The Mega Events Fund must be disbanded and its chairman made to explain 'irregularities'
The MEF is unaccountable, its methods flawed; not only must its chairman explain 'irregularities' but it should be disbanded
Let's cut to the chase - I'm no great fan of Jeffrey Lam Kin-fung, chairman of the Mega Events Fund.
Not because he chooses to act as if I'm not there by refusing to reply to e-mails or grant interviews; it's simply that he heads a body which is now superfluous to the needs of Hong Kong.
My ego notwithstanding, it is disheartening when someone blithely ignores attempts to find out why a number of sports have had applications to host major events turned down by the MEF.
Dear Jeffrey deemed it below him to answer queries from a mere member of the media and instead left it to those in the lower pay grades to throw a niggardly bone my way in the form of a standard response couched in bureaucratic non-speak - or should that be non-sense?
So it was with great satisfaction that I read the message the Audit Commission had for Dear Jeffrey and his cohorts recently.
In simple, earthy language, the public watchdog berated the Tourism Commission-controlled fund for irregularities over attendance figures and jobs created at events, and missing invoices.
Let's hope, Dear Jeffrey, that at least this public censure has caught your wayward attention. And let's hope you are big enough to accept the blame and act in the only way possible by stepping down as chairman of the MEF.
I would go even further and call for the disbanding of the body. This is not the first time I have stated this.
A few months ago, in this column, I said the MEF should be disbanded and the funds remaining in its coffers handed over to the government's other fund which supports sports - the M-Mark scheme run by the Sports Commission.
Exaggerating figures can be compared to cooking the books to improve financial figures or making up numbers to create the impression that a healthy state of affairs exists.
And this is not a case of claiming an inch in an act of preening. Adding the numbers of spectators at events held in open areas, where passers-by could come and go freely, or including primary school and kindergarten children in job numbers looks a lot like wilful deception.
The auditors not only slammed the MEF for "overstating" turnout at events but also chided it for other "irregularities", such as not keeping invoices and records which could prove total expenses of HK$3.9 million for three one-day events held from 2011 to 2013. Where did this money go?
These are serious issues and it is up to the MEF to come out and answer all these questions. They are obliged to do so for this is public taxpayers' money - HK$250 million of it that has been poured into the MEF since it was set up in 2009.
From the outset, the scheme was flawed, with applicants having to go through a byzantine process to get funds.

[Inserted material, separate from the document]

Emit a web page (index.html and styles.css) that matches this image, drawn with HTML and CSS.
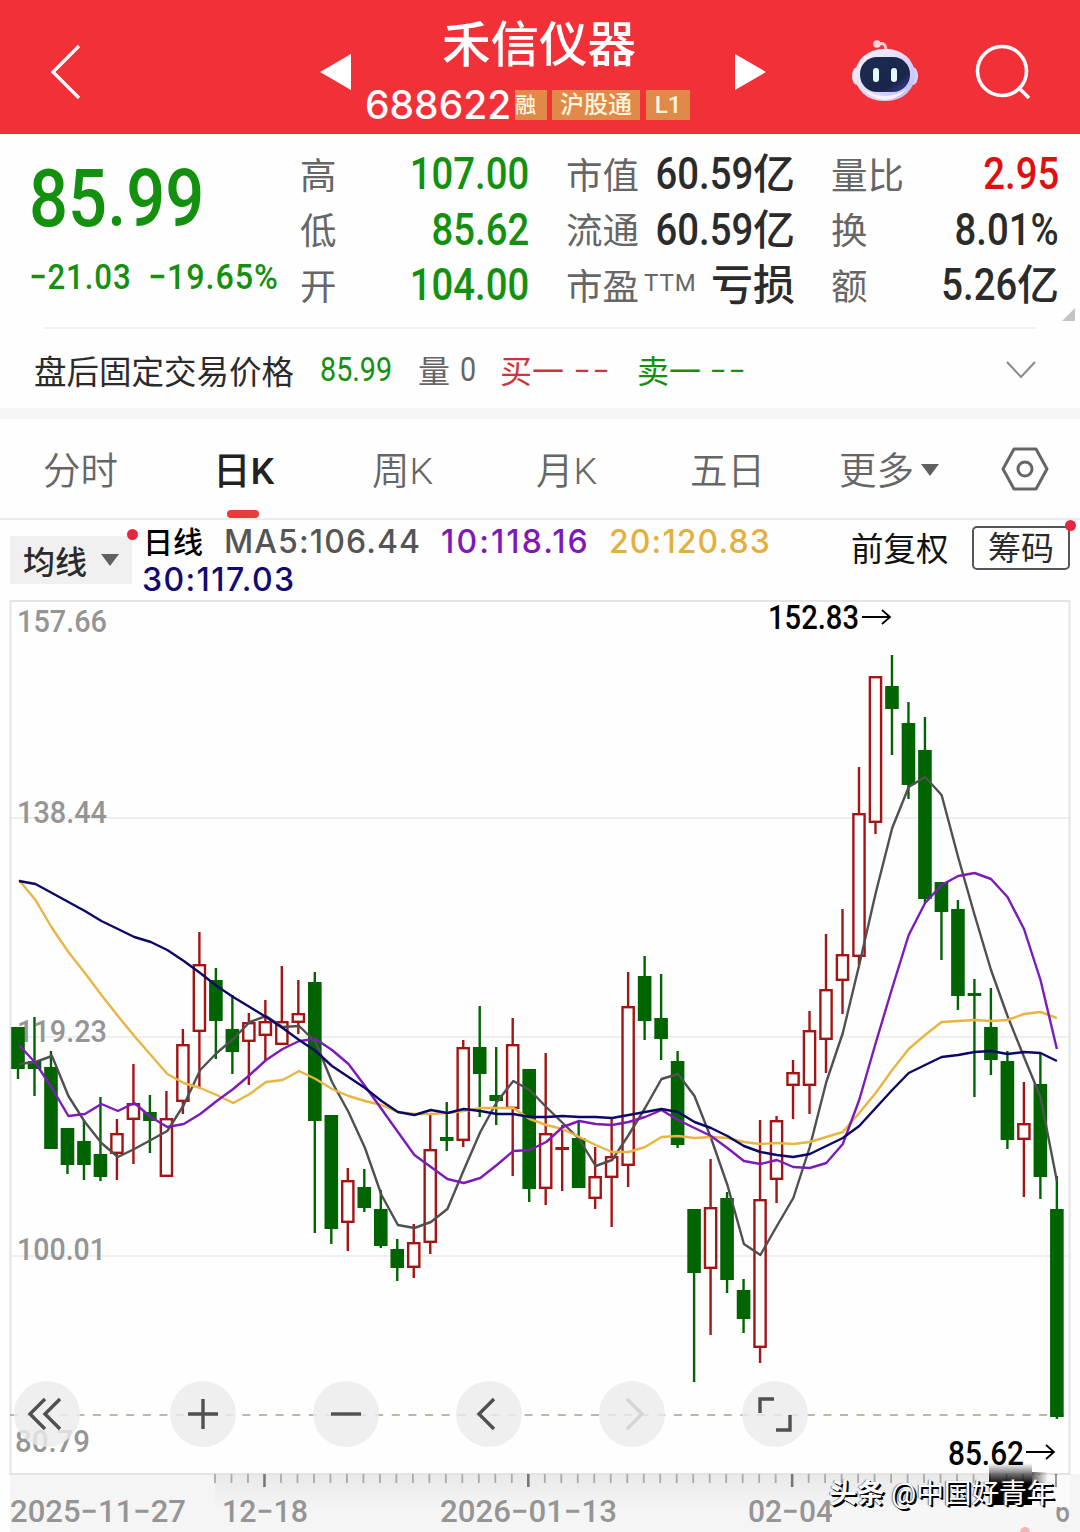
FILE: index.html
```html
<!DOCTYPE html>
<html lang="zh-CN">
  <head>
    <meta charset="UTF-8" />
    <meta name="viewport" content="width=device-width, initial-scale=1.0" />
    <title>禾信仪器 688622</title>
    <link rel="stylesheet" href="styles.css">
  </head>
  <body>
    <div class="container">
      <header class="header">
        <svg class="back" width="32" height="56" viewBox="0 0 32 56"><path d="M29 2 L3 28 L29 54" fill="none" stroke="#fff" stroke-width="3.2"/></svg>
        <svg width="31" height="36" viewBox="0 0 31 36"><path d="M31 0 V36 L0 18 Z" fill="#fff"/></svg>
        <div class="title">
          <h1>禾信仪器</h1>
          <div class="code">
            <span class="code-num">688622</span>
            <span class="tag tag-sm">融</span>
            <span class="tag tag-lg">沪股通</span>
            <span class="tag tag-md">L1</span>
          </div>
        </div>
        <svg width="31" height="36" viewBox="0 0 31 36"><path d="M0 0 V36 L31 18 Z" fill="#fff"/></svg>
        <svg class="robot" width="68" height="64" viewBox="0 0 68 64">
          <defs>
            <linearGradient id="shell" x1="0" y1="0" x2="1" y2="1">
              <stop offset="0" stop-color="#fff4f6"/><stop offset=".55" stop-color="#dcd8fb"/><stop offset="1" stop-color="#b9b6f2"/>
            </linearGradient>
            <linearGradient id="visor" x1="0" y1="0" x2="1" y2="1">
              <stop offset="0" stop-color="#1d2b52"/><stop offset=".7" stop-color="#1b2549"/><stop offset="1" stop-color="#3d3fa0"/>
            </linearGradient>
          </defs>
          <path d="M26 4 C33 2 35 5 35 11" fill="none" stroke="#ffc6cf" stroke-width="3"/>
          <circle cx="26" cy="4" r="3.8" fill="#ffd3da"/>
          <ellipse cx="6" cy="36" rx="5" ry="9" fill="#f4e6f6"/>
          <ellipse cx="62" cy="36" rx="5" ry="9" fill="#d9d4ff"/>
          <rect x="4" y="9" width="60" height="52" rx="28" fill="url(#shell)"/>
          <path d="M12 49 Q34 63 56 49 Q46 60 34 60 Q22 60 12 49Z" fill="#f6f2ff"/>
          <rect x="9" y="17" width="50" height="35" rx="17" fill="url(#visor)"/>
          <rect x="22" y="28" width="6" height="14" rx="3" fill="#e4fbff"/>
          <rect x="40" y="28" width="6" height="14" rx="3" fill="#e4fbff"/>
        </svg>
        <svg class="search" width="58" height="58" viewBox="0 0 58 58"><g fill="none" stroke="#fff" stroke-width="3.6"><circle cx="27" cy="28" r="24.5"/><path d="M43 44 L54 55"/></g></svg>
      </header>

      <section class="quote">
        <div class="price-box">
          <div class="price"><span class="num left">85.99</span></div>
          <div class="change"><span class="num left">−21.03</span><span class="num left">−19.65%</span></div>
        </div>
        <dl class="stats">
          <div><dt>高</dt><dd class="green"><span class="num">107.00</span></dd></div>
          <div><dt>低</dt><dd class="green"><span class="num">85.62</span></dd></div>
          <div><dt>开</dt><dd class="green"><span class="num">104.00</span></dd></div>
        </dl>
        <dl class="stats">
          <div><dt>市值</dt><dd><span class="num">60.59</span>亿</dd></div>
          <div><dt>流通</dt><dd><span class="num">60.59</span>亿</dd></div>
          <div><dt>市盈<span class="ttm">TTM</span></dt><dd>亏损</dd></div>
        </dl>
        <dl class="stats">
          <div><dt>量比</dt><dd class="red"><span class="num">2.95</span></dd></div>
          <div><dt>换</dt><dd><span class="num">8.01%</span></dd></div>
          <div><dt>额</dt><dd><span class="num">5.26</span>亿</dd></div>
        </dl>
        <span class="corner"></span>
      </section>

      <section class="after">
        <span class="after-name">盘后固定交易价格</span>
        <span class="green"><span class="num left">85.99</span></span>
        <span class="gray">量</span>
        <span class="gray"><span class="num left">0</span></span>
        <span class="buy">买一</span>
        <span class="buy dash">--</span>
        <span class="green">卖一</span>
        <span class="green dash">--</span>
        <svg width="30" height="20" viewBox="0 0 30 20"><path d="M1 3 L15 18 L29 3" fill="none" stroke="#8a8a8a" stroke-width="2"/></svg>
      </section>

      <nav class="tabs">
        <a>分时</a>
        <a class="active">日K</a>
        <a>周K</a>
        <a>月K</a>
        <a>五日</a>
        <a>更多<i class="caret"></i></a>
        <svg width="48" height="44" viewBox="0 0 48 44"><g fill="none" stroke="#666" stroke-width="3"><path d="M13 2 H35 L46 22 L35 42 H13 L2 22 Z" stroke-linejoin="round"/><circle cx="24" cy="22" r="7"/></g></svg>
      </nav>

      <section class="ma">
        <button class="ma-btn">均线<i class="caret"></i><b class="dot"></b></button>
        <div class="ma-list">
          <span class="day">日线</span>
          <span class="ma5">MA5:106.44</span>
          <span class="ma10">10:118.16</span>
          <span class="ma20">20:120.83</span>
          <span class="ma30">30:117.03</span>
        </div>
        <span class="adjust">前复权</span>
        <button class="chip">筹码<b class="dot"></b></button>
      </section>

      <section class="chart">
        <svg id="kline" width="1080" height="932" viewBox="0 600 1080 932"></svg>
        <div class="tools">
          <button><svg width="66" height="66"><path d="M31 18 L16 33 L31 48 M46 18 L31 33 L46 48"/></svg></button>
          <button><svg width="66" height="66"><path d="M33 18 V48 M18 33 H48"/></svg></button>
          <button><svg width="66" height="66"><path d="M18 33 H48"/></svg></button>
          <button><svg width="66" height="66"><path d="M38 18 L23 33 L38 48"/></svg></button>
          <button class="disabled"><svg width="66" height="66"><path d="M28 18 L43 33 L28 48"/></svg></button>
          <button><svg width="66" height="66"><path d="M18 32 V18 H32 M48 34 V49 H34" stroke-width="4"/></svg></button>
        </div>
        <div class="watermark"><b>头条</b> <span>@中国好青年</span></div>
      </section>
    </div>

    <script src="script.js"></script>
  </body>
</html>
```
FILE: styles.css
```css
* {
  margin: 0;
  padding: 0;
  box-sizing: border-box;
}
body {
  width: 1080px;
  background: #fefefe;
  font-family: Roboto, 'Noto Sans CJK SC', sans-serif;
  color: #2b2b2b;
}
.container {
  width: 1080px;
  height: 1532px;
  overflow: hidden;
}
button {
  border: none;
  background: none;
  font-family: inherit;
  color: inherit;
}
.num {
  display: inline-block;
  font-family: Roboto, sans-serif;
  font-weight: 500;
  transform: scaleX(.87);
  transform-origin: right center;
}
.num.left {
  transform-origin: left center;
}
.green { color: #14900f; }
.red { color: #e01010; }
.gray { color: #666; }
.buy { color: #d03438; }

.header {
  height: 134px;
  background: #f23038;
  color: #fff;
  display: grid;
  grid-template-columns: 320px 31px 384px 31px 86px 66px 57px 1fr;
  align-items: center;
  padding-top: 9px;
}
.back {
  margin-left: 50px;
}
.title {
  height: 125px;
  display: flex;
  flex-direction: column;
  align-items: flex-start;
  padding-left: 14px;
}
.title h1 {
  margin-left: 77px;
  font-size: 48.5px;
  line-height: 58px;
  font-weight: 500;
  margin-top: 8px;
  white-space: nowrap;
}
.code {
  display: flex;
  align-items: center;
  height: 32px;
  margin-top: 14px;
}
.code-num {
  width: 150px;
  font-family: Inter, sans-serif;
  font-size: 39px;
  font-weight: 500;
  line-height: 32px;
}
.tag {
  height: 30px;
  line-height: 31px;
  font-size: 24px;
  text-align: center;
  background: #df8a48;
  color: #fff4de;
  white-space: nowrap;
  font-weight: 500;
}
.tag-sm { width: 32px; font-size: 21px; margin-right: 5px; text-align: left; }
.tag-lg { width: 88px; margin-right: 6px; }
.tag-md { width: 44px; }
.robot {
  grid-column: 6;
  margin-left: -1px;
}
.search {
  grid-column: 8;
}

.quote {
  position: relative;
  height: 193px;
  padding-top: 13px;
  display: grid;
  grid-template-columns: 300px 229px 228px 228px;
}
.price-box {
  padding-left: 29px;
  color: #14900f;
}
.price {
  font-size: 79px;
  line-height: 104px;
  white-space: nowrap;
}
.change {
  display: flex;
  font-size: 35.5px;
  line-height: 52px;
  white-space: nowrap;
}
.change .num {
  width: 119px;
  letter-spacing: 1px;
  transform: scaleX(.88);
}
.change .num:last-child {
  transform: scaleX(.91);
}
.stats div {
  display: flex;
  justify-content: space-between;
  align-items: center;
  height: 55.5px;
  white-space: nowrap;
}
.stats dt {
  font-size: 36.5px;
  line-height: 50px;
  color: #666;
  margin-top: 4px;
}
.stats dd {
  display: flex;
  align-items: center;
  font-size: 42px;
  line-height: 55px;
  font-weight: 500;
}
.stats .num {
  font-size: 44px;
}
.stats:nth-child(3) { margin-left: 37px; margin-right: -38px; }
.stats:nth-child(4) { margin-left: 74px; margin-right: -74px; }
.ttm {
  font-size: 24px;
  letter-spacing: 1px;
  vertical-align: 9px;
  line-height: 24px;
  margin-left: 5px;
}
.corner {
  position: absolute;
  right: 5px;
  bottom: 6px;
  border-left: 13px solid transparent;
  border-bottom: 13px solid #c4c4c4;
}

.after {
  height: 92px;
  border-bottom: 11px solid #f5f5f5;
  display: grid;
  grid-template-columns: 286px 98px 42px 40px 75px 62px 74px 1fr 30px;
  align-items: center;
  padding: 3px 44px 0 34px;
  font-size: 32px;
  white-space: nowrap;
  background: linear-gradient(#f2f2f2, #f2f2f2) 44px 0 / 992px 2px no-repeat;
}
.after-name {
  font-size: 32.5px;
}
.after .num {
  font-weight: 450;
  font-size: 33px;
}
.dash {
  letter-spacing: 3px;
  transform: scaleX(1.6);
  transform-origin: left center;
}

.tabs {
  height: 101px;
  border-bottom: 2px solid #ececec;
  display: grid;
  grid-template-columns: 170px 159px 164px 154px 149px 161px 48px;
  align-items: center;
  padding-left: 43px;
  font-size: 37.5px;
  font-weight: 350;
  color: #666;
}
.tabs svg {
  margin-left: 1px;
}
.tabs a {
  position: relative;
  white-space: nowrap;
  height: 99px;
  line-height: 105px;
}
.tabs .active {
  color: #222;
  font-weight: 500;
}
.tabs .active::after {
  content: '';
  position: absolute;
  left: 14px;
  bottom: 0;
  width: 32px;
  height: 8px;
  border-radius: 4px;
  background: #e93c38;
}
.caret {
  display: inline-block;
  border: 9px solid transparent;
  border-top: 12px solid #606060;
  border-bottom: 0;
}
.tabs .caret {
  margin-left: 7px;
  vertical-align: 8px;
}

.ma {
  height: 80px;
  display: flex;
  padding-left: 10px;
}
.ma-btn {
  position: relative;
  width: 122px;
  height: 48px;
  margin-top: 16px;
  background: #f0f0f0;
  font-size: 32px;
  font-weight: 500;
  white-space: nowrap;
  display: flex;
  align-items: center;
  justify-content: center;
  gap: 14px;
}
.dot {
  position: absolute;
  top: -7px;
  right: -6px;
  width: 11px;
  height: 11px;
  border-radius: 50%;
  background: #e5273d;
}
.ma-list {
  width: 719px;
  padding: 3px 0 0 11px;
  display: grid;
  grid-template-columns: 81px 217px 168px 1fr;
  grid-template-rows: 38px 38px;
  font-family: Inter, 'Noto Sans CJK SC', sans-serif;
  font-size: 32px;
  font-weight: 500;
  line-height: 38px;
  letter-spacing: 1.1px;
  white-space: nowrap;
}
.day {
  font-family: 'Noto Sans CJK SC', sans-serif;
  font-size: 30px;
  line-height: 34px;
  letter-spacing: 0;
  color: #000;
}
.ma5 { color: #555; }
.ma10 { color: #7f18b8; letter-spacing: 2.1px; }
.ma20 { color: #e3b03c; }
.ma30 { color: #120a70; margin-left: -1px; letter-spacing: 1.4px; }
.adjust {
  width: 121px;
  font-size: 32.5px;
  line-height: 61px;
  color: #111;
}
.chip {
  position: relative;
  width: 98px;
  height: 44px;
  margin-top: 6px;
  border: 2px solid #555;
  border-radius: 5px;
  font-size: 33px;
  line-height: 41px;
  white-space: nowrap;
}
.chip .dot {
  top: -8px;
  right: -8px;
}

.chart {
  position: relative;
  height: 932px;
}
.chart > svg {
  display: block;
}
.tools {
  position: absolute;
  left: 14px;
  top: 781px;
  display: flex;
  gap: 77px;
}
.tools button {
  width: 66px;
  height: 66px;
  border-radius: 50%;
  background: rgba(235, 235, 235, .82);
}
.tools button:first-child {
  margin-right: 13px;
}
.tools path {
  fill: none;
  stroke: #505050;
  stroke-width: 3.4;
}
.tools .disabled path {
  stroke: #d5d5d5;
}
.watermark {
  position: absolute;
  left: 829px;
  top: 874px;
  font-size: 27.7px;
  line-height: 40px;
  color: #fff;
  white-space: nowrap;
  text-shadow: 2px 2px 0 #000, 1px 1px 0 #000, -1px 0 1px #777;
}
.axis {
  font-family: Roboto, sans-serif;
  font-size: 31px;
  font-weight: 500;
  fill: #959595;
}
.mark {
  font-family: Roboto, sans-serif;
  font-size: 32.5px;
  font-weight: 500;
  fill: #000;
}
```
FILE: script.js
```js
var svg = document.getElementById('kline');
var STEP = 16.49, X0 = 18;

// body top, body bottom, high, low, 1 = up
var candles = [
  [1027,1069,1027,1079,0],[1061,1069,1017,1096,0],[1067,1149,1051,1149,0],[1128,1165,1128,1174,0],
  [1141,1165,1120,1180,0],[1154,1177,1097,1181,0],[1133,1154,1119,1180,1],[1103,1120,1064,1164,1],
  [1112,1121,1095,1153,0],[1118,1177,1091,1177,1],[1044,1102,1029,1114,1],[964,1032,932,1087,1],
  [980,1021,968,1059,0],[1029,1052,995,1074,0],[1022,1042,1013,1085,1],[1021,1036,1000,1060,1],
  [1021,1045,966,1045,1],[1013,1023,980,1034,1],[982,1121,972,1233,0],[1115,1229,1115,1244,0],
  [1180,1223,1168,1251,1],[1187,1208,1169,1212,0],[1209,1246,1190,1248,0],[1249,1268,1239,1281,0],
  [1242,1268,1224,1278,1],[1149,1243,1115,1254,1],[1137,1141,1102,1151,0],[1047,1141,1040,1147,1],
  [1047,1074,1006,1117,0],[1095,1101,1047,1125,0],[1044,1109,1018,1176,1],[1069,1189,1069,1202,0],
  [1133,1189,1053,1205,1],[1147,1150,1125,1191,1],[1138,1188,1121,1188,0],[1176,1199,1147,1209,1],
  [1156,1178,1118,1227,1],[1006,1166,972,1187,1],[976,1021,956,1040,0],[1018,1039,974,1060,0],
  [1061,1145,1051,1148,0],[1209,1273,1209,1382,0],[1207,1269,1159,1335,1],[1198,1280,1192,1293,0],
  [1290,1319,1279,1333,0],[1199,1348,1120,1363,1],[1120,1180,1116,1203,1],[1072,1086,1060,1119,1],
  [1030,1086,1011,1114,1],[989,1040,934,1073,1],[954,981,909,1014,1],[813,957,767,965,1],
  [676,823,676,834,1],[686,709,655,755,0],[723,785,702,799,0],[750,899,717,903,0],
  [882,912,882,960,0],[909,996,900,1010,0],[993,996,979,1097,0],[1027,1060,988,1075,0],
  [1061,1140,1051,1149,0],[1123,1140,1082,1197,1],[1084,1177,1054,1199,0],[1209,1417,1176,1419,0]
];

var lines = {
  '#505050': [1064,1062,1056,1096,1122,1143,1157,1149,1140,1131,1105,1070,1053,1039,1022,1016,1027,1026,1042,1082,1112,1148,1195,1225,1228,1222,1209,1170,1132,1102,1081,1090,1107,1123,1139,1166,1160,1135,1108,1079,1074,1096,1138,1185,1244,1255,1226,1198,1147,1082,1033,965,893,828,787,777,795,857,915,970,1016,1057,1097,1181],
  '#e9b542': [880,900,928,952,973,995,1016,1036,1055,1074,1083,1088,1095,1103,1094,1082,1080,1071,1079,1089,1096,1101,1105,1112,1114,1114,1113,1111,1108,1108,1108,1119,1125,1129,1137,1145,1152,1152,1147,1137,1136,1138,1137,1138,1142,1144,1143,1144,1142,1137,1132,1113,1093,1070,1049,1035,1022,1021,1020,1021,1020,1014,1012,1018],
  '#7d1bb8': [1045,1063,1088,1116,1114,1104,1111,1103,1117,1127,1124,1114,1101,1089,1075,1060,1049,1041,1039,1050,1064,1086,1109,1132,1155,1167,1179,1183,1178,1165,1151,1150,1142,1127,1121,1124,1125,1122,1117,1110,1120,1128,1136,1148,1161,1164,1160,1167,1168,1163,1144,1100,1043,988,935,903,885,876,873,879,897,929,980,1049],
  '#0b0868': [881,884,893,902,911,921,929,937,942,950,961,973,986,997,1007,1017,1028,1040,1051,1066,1077,1088,1101,1112,1115,1110,1113,1109,1111,1114,1114,1117,1117,1116,1117,1117,1118,1115,1112,1109,1112,1122,1128,1136,1146,1152,1155,1157,1154,1146,1138,1126,1108,1090,1073,1065,1057,1055,1052,1051,1054,1052,1053,1061]
};

function line(x1, y1, x2, y2, color, w, extra) {
  return '<line x1="' + x1 + '" y1="' + y1 + '" x2="' + x2 + '" y2="' + y2 + '" stroke="' + color + '" stroke-width="' + w + '" ' + (extra || '') + '/>';
}

function text(cls, x, y, w, str) {
  return '<text class="' + cls + '" x="' + x + '" y="' + y + '" textLength="' + w + '" lengthAdjust="spacingAndGlyphs">' + str + '</text>';
}

var out = '<defs><linearGradient id="ax" x1="0" y1="0" x2="0" y2="1"><stop offset="0" stop-color="#e9e9e9"/><stop offset="1" stop-color="#f5f5f5"/></linearGradient>' +
  '<linearGradient id="blk" x1="0" y1="0" x2="0" y2="1"><stop offset="0" stop-color="#000" stop-opacity="0"/><stop offset=".5" stop-color="#000"/></linearGradient>' +
  '<linearGradient id="fade" x1="0" y1="0" x2="1" y2="0"><stop offset="0" stop-color="#000" stop-opacity=".6"/><stop offset="1" stop-color="#000" stop-opacity="0"/></linearGradient></defs>';

out += '<rect x="10" y="1474" width="1070" height="58" fill="#f5f5f5"/><rect x="215" y="1474" width="830" height="36" fill="url(#ax)"/>';
out += '<rect x="10.5" y="601" width="1059" height="873" fill="#fefefe" stroke="#e4e4e4" stroke-width="2"/>';
[818, 1037, 1256].forEach(function (y) {
  out += line(11, y, 1069, y, '#e8e8e8', 1.5);
});
out += line(10, 1415, 1070, 1415, '#a5a18f', 1.3, 'stroke-dasharray="8 8.6"');

out += text('axis', 17, 632, 90, '157.66') + text('axis', 17, 823, 90, '138.44') +
  text('axis', 17, 1042, 90, '119.23') + text('axis', 17, 1260, 89, '100.01') + text('axis', 15, 1452, 75, '80.79');

candles.forEach(function (c, i) {
  var x = X0 + i * STEP, color = c[4] ? '#a31515' : '#006400';
  out += line(x, c[2], x, c[0], color, 2.4) + line(x, c[1], x, c[3], color, 2.4);
  if (c[4] && c[1] - c[0] > 5) {
    out += '<rect x="' + (x - 5.6) + '" y="' + (c[0] + 1.2) + '" width="11.2" height="' + (c[1] - c[0] - 2.4) + '" fill="#fff" stroke="' + color + '" stroke-width="2.4"/>';
  } else {
    out += '<rect x="' + (x - 6.8) + '" y="' + c[0] + '" width="13.6" height="' + (c[1] - c[0]) + '" fill="' + color + '"/>';
  }
});

for (var color in lines) {
  var pts = lines[color].map(function (y, i) { return (X0 + 1 + i * 16.475).toFixed(1) + ',' + y; });
  out += '<polyline points="' + pts.join(' ') + '" fill="none" stroke="' + color + '" stroke-width="2.4" stroke-linejoin="round"/>';
}

// time axis
for (var t = 0; t < 52; t++) {
  var tx = 215 + t * 16.49, major = t % 16 == 3;
  out += line(tx, 1474, tx, major ? 1487 : 1483, major ? '#777' : '#aaa', major ? 2.6 : 1.8);
}
out += text('axis', 10, 1522, 176, '2025−11−27') + text('axis', 222, 1522, 86, '12−18') +
  text('axis', 440, 1522, 177, '2026−01−13') + text('axis', 748, 1522, 85, '02−04') + text('axis', 1055, 1522, 15, '6');
out += '<rect x="832" y="1505" width="222" height="27" fill="#f6f6f6"/>';
out += '<rect x="1033" y="1475" width="37" height="32" fill="#fafafa"/>';
out += '<rect x="989" y="1463" width="43" height="42" fill="url(#blk)"/><rect x="1032" y="1472" width="16" height="12" fill="url(#fade)"/>';
out += line(1056, 1475, 1056, 1487, '#999', 2) + '<circle cx="1025" cy="1532" r="5" fill="#f3b5b5"/>';

out += text('mark', 768, 629, 91, '152.83') + text('mark', 948, 1465, 76, '85.62');
[[862, 617], [1026, 1452]].forEach(function (p) {
  out += '<path d="M' + p[0] + ' ' + p[1] + ' h28 m-8 -7 l8 7 l-8 7" fill="none" stroke="#000" stroke-width="1.8"/>';
});

svg.innerHTML = out;
```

If you were lucky to be approved, you only got half of the money you asked for, with the remaining 50 per cent given once the event was deemed a success and had been audited.
This placed sports associations fortunate to have got the nod in a difficult position.
You approached the MEF because you didn't have funds, but having budgeted an event for say, HK$5 million, you were then supposed to scrounge around looking for HK$2.5 million of that as the MEF didn't hand all the cash over up front. This put associations in grave danger.
If the event was not successful, say because of the weather, and people stayed away, you would end up with a deficit of HK$2.5 million on your hands as the MEF would not pay the balance if it deemed the event a failure.
No association could afford to take that risk. This has translated into Hong Kong becoming a sporting desert. If you discount the rugby sevens, there are very few major international events annually in town.
The golf Hong Kong Open has shrunk in prize money and attraction (the MEF has shunned it); likewise the Hong Kong Cricket Sixes, which was not even held last year. OK, we had Manchester United last summer, and the Hong Kong Squash Open delivers its stars, but really, is there any "Mega"' event in town?
Now that the audit watchdog has bared its teeth, it is time for a relook and revamp of the entire system. Carrying on as if nothing has happened - and this is a common trait in Hong Kong - will do no good.
And the first step would be for Dear Jeffrey to come out publicly and explain how these "irregularities" happened under his watch. If he cannot, he must then at least have the dignity to step down from his position.